So. I've been reading Portrait of The Artist as a Young Man by James Joyce lately. The book is absolutely filled with allusions so Christianity (and Catholicism in particular), and the edition I'm reading is annotated to flesh out those references, but one footnote has me a bit puzzled:

The actual line in the book reads like this:

A quartet of them, soldiers of the ninetyseventh infantry regiment, sat at the foot of the cross and tossed up dice for the overcoat of the crucified.

And the footnote reads:

Ghezzi's (the character being spoken about) countrymen, the Italians, 'invented' Christianity in the symbolic dividing of Christ's garments at the foot of the Cross by Roman legionaries.

Could someone please explain how dividing up Christ's garments = symbolically inventing Christianity?

>> No.1994854

Does it mean they invented that part?
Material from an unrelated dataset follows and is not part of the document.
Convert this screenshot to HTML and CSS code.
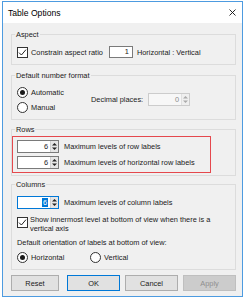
FILE: index.html
```html
<!DOCTYPE html>
<html>
<head>
<meta charset="utf-8">
<link rel="stylesheet" href="styles.css">
</head>
<body>
<div class="win">
  <div class="titlebar">
    <span class="title">Table Options</span>
    <svg class="close" width="7" height="7" viewBox="0 0 7 7"><path d="M0.5 0.5 L6.5 6.5 M6.5 0.5 L0.5 6.5" stroke="#111" stroke-width="0.9" fill="none"/></svg>
  </div>
  <div class="content">
    <fieldset class="group g-aspect">
      <legend>Aspect</legend>
      <div class="gbody row">
        <span class="chk"><svg width="9" height="9" viewBox="0 0 9 9"><polyline points="1,4.6 3.4,7 8,1.6" fill="none" stroke="#222" stroke-width="1"/></svg></span>
        <span class="lbl">Constrain aspect ratio</span>
        <span class="textbox">1</span>
        <span class="lbl hv">Horizontal : Vertical</span>
      </div>
    </fieldset>

    <fieldset class="group g-format">
      <legend>Default number format</legend>
      <div class="gbody format">
        <div class="radios">
          <div class="row"><span class="radio on"></span><span class="lbl">Automatic</span></div>
          <div class="row"><span class="radio"></span><span class="lbl">Manual</span></div>
        </div>
        <span class="lbl">Decimal places:</span>
        <div class="spin disabled dec">
          <span class="val">0</span>
          <span class="btns"><svg width="7" height="11" viewBox="0 0 7 11"><polygon points="3.5,2 6,4.5 1,4.5" fill="#aaa"/><polygon points="1,6.5 6,6.5 3.5,9" fill="#aaa"/></svg></span>
        </div>
      </div>
    </fieldset>

    <fieldset class="group g-rows">
      <legend>Rows</legend>
      <div class="highlight">
        <div class="row">
          <div class="spin">
            <span class="val">6</span>
            <span class="btns"><svg width="7" height="11" viewBox="0 0 7 11"><polygon points="3.5,2 6,4.5 1,4.5" fill="#222"/><polygon points="1,6.5 6,6.5 3.5,9" fill="#222"/></svg></span>
          </div>
          <span class="lbl sp-lbl">Maximum levels of row labels</span>
        </div>
        <div class="row">
          <div class="spin">
            <span class="val">6</span>
            <span class="btns"><svg width="7" height="11" viewBox="0 0 7 11"><polygon points="3.5,2 6,4.5 1,4.5" fill="#222"/><polygon points="1,6.5 6,6.5 3.5,9" fill="#222"/></svg></span>
          </div>
          <span class="lbl sp-lbl">Maximum levels of horizontal row labels</span>
        </div>
      </div>
    </fieldset>

    <fieldset class="group g-cols">
      <legend>Columns</legend>
      <div class="gbody cols">
        <div class="row">
          <div class="spin focus">
            <span class="val"><span class="sel">6</span></span>
            <span class="btns"><svg width="7" height="11" viewBox="0 0 7 11"><polygon points="3.5,2 6,4.5 1,4.5" fill="#222"/><polygon points="1,6.5 6,6.5 3.5,9" fill="#222"/></svg></span>
          </div>
          <span class="lbl sp-lbl">Maximum levels of column labels</span>
        </div>
        <div class="chkrow">
          <span class="chk"><svg width="9" height="9" viewBox="0 0 9 9"><polyline points="1,4.6 3.4,7 8,1.6" fill="none" stroke="#222" stroke-width="1"/></svg></span>
          <span class="lbl multi">Show innermost level at bottom of view when there is a<br>vertical axis</span>
        </div>
        <div class="orient">Default orientation of labels at bottom of view:</div>
        <div class="row radios-h">
          <div class="row r1"><span class="radio on"></span><span class="lbl">Horizontal</span></div>
          <div class="row"><span class="radio"></span><span class="lbl">Vertical</span></div>
        </div>
      </div>
    </fieldset>

    <div class="buttons">
      <span class="btn reset">Reset</span>
      <div class="btngroup">
        <span class="btn default">OK</span>
        <span class="btn">Cancel</span>
        <span class="btn disabled">Apply</span>
      </div>
    </div>
  </div>
</div>
</body>
</html>
```

FILE: styles.css
```css
* { box-sizing: border-box; }
html, body { margin: 0; padding: 0; }
body {
  background: #ffffff;
  width: 247px;
  height: 300px;
  overflow: hidden;
  font-family: "Liberation Sans", Arial, sans-serif;
  font-size: 7.4px;
  color: #1a1a1a;
}
.win {
  margin: 1px 0 0 2px;
  width: 241px;
  border: 1px solid #4d9be0;
  background: #f0f0f0;
  display: flex;
  flex-direction: column;
}
.titlebar {
  height: 21px;
  background: #ffffff;
  display: flex;
  align-items: center;
  justify-content: space-between;
  padding: 0 6px 0 5px;
}
.title { font-size: 8.6px; color: #000; }
.close { display: block; }

.content {
  padding: 6px 6px 5px 8px;
  display: flex;
  flex-direction: column;
}
fieldset.group {
  margin: 0;
  padding: 0;
  border: 1px solid #dcdcdc;
  min-width: 0;
}
legend {
  padding: 0 1px;
  margin-left: 3px;
  line-height: 11px;
  font-size: 7.4px;
  color: #1a1a1a;
}
.g-format { margin-top: 5px !important; }
.g-rows { margin-top: 4px !important; }
.g-cols { margin-top: 3px !important; }

.row { display: flex; align-items: center; }
.gbody { padding-left: 5px; }
.lbl { white-space: nowrap; line-height: 9px; }

.chk {
  width: 11px;
  height: 11px;
  border: 1px solid #333;
  background: #fff;
  display: flex;
  flex-shrink: 0;
}
.chk svg { display: block; }
.chk + .lbl { margin-left: 3px; }

.radio {
  width: 11px;
  height: 11px;
  border: 1px solid #333;
  border-radius: 50%;
  background: #fff;
  display: flex;
  align-items: center;
  justify-content: center;
  flex-shrink: 0;
}
.radio.on::after {
  content: "";
  width: 5px;
  height: 5px;
  border-radius: 50%;
  background: #1a1a1a;
}
.radio + .lbl { margin-left: 3px; }

/* Aspect */
.g-aspect .gbody { padding-top: 6px; padding-bottom: 6px; }
.textbox {
  width: 24px;
  height: 12px;
  border: 1px solid #7a7a7a;
  background: #fff;
  text-align: right;
  padding-right: 3px;
  line-height: 10px;
  margin-left: 6px;
}
.hv { margin-left: 4px; }

/* Number format */
.format {
  display: flex;
  align-items: center;
  padding-top: 5px;
  padding-bottom: 6px;
}
.radios {
  width: 74px;
  display: flex;
  flex-direction: column;
  gap: 3px;
}
.radios .row { height: 12px; }
.dec { margin-left: 5px; width: 43px; }

/* Spinner */
.spin {
  display: flex;
  width: 42px;
  height: 13px;
  border: 1px solid #7a7a7a;
  background: #fff;
  flex-shrink: 0;
}
.spin .val {
  flex: 1;
  text-align: right;
  padding-right: 2px;
  line-height: 11px;
}
.spin .btns {
  width: 8px;
  background: #e6e6e6;
  border-left: 1px solid #d0d0d0;
  display: flex;
  justify-content: center;
}
.spin .btns svg { display: block; }
.spin.disabled { border-color: #cccccc; background: #f7f7f7; color: #8c8c8c; }
.spin.disabled .btns { background: #efefef; border-left-color: #e0e0e0; }
.spin.focus { border-color: #0078d7; }
.sel { background: #0078d7; color: #fff; padding: 0 1px; }
.sp-lbl { margin-left: 5px; }

/* Rows */
.highlight {
  margin: 1px 0 2px 0;
  width: 199px;
  border: 1px solid #e5484d;
  padding: 3px 0 3px 4px;
  display: flex;
  flex-direction: column;
  gap: 3px;
}

/* Columns */
.cols { padding-top: 6px; padding-bottom: 6px; }
.chkrow { display: flex; align-items: flex-start; margin-top: 6px; }
.chkrow .chk { margin-top: 2px; }
.chkrow .multi { margin-left: 2px; }
.orient { margin-top: 5px; line-height: 9px; white-space: nowrap; }
.radios-h { margin-top: 4px; height: 12px; }
.radios-h .r1 { width: 73px; }

/* Buttons */
.buttons {
  margin-top: 5px;
  display: flex;
  justify-content: space-between;
}
.btngroup { display: flex; gap: 5px; }
.btn {
  width: 53px;
  height: 16px;
  border: 1px solid #adadad;
  background: #e1e1e1;
  display: flex;
  align-items: center;
  justify-content: center;
  color: #1a1a1a;
}
.btn.reset { width: 48px; }
.btn.default { border-color: #0078d7; }
.btn.disabled { background: #cccccc; border-color: #bfbfbf; color: #8f8f8f; }
```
I can't recall it being in the bible

>> No.1994864

>>1994854

John 19: 23-24

23Then the soldiers, when they had crucified Jesus, took his garments, and made four parts, to every soldier a part; and also his coat: now the coat was without seam, woven from the top throughout.

24They said therefore among themselves, Let us not rend it, but cast lots for it, whose it shall be: that the scripture might be fulfilled, which saith, They parted my raiment among them, and for my vesture they did cast lots. These things therefore the soldiers did.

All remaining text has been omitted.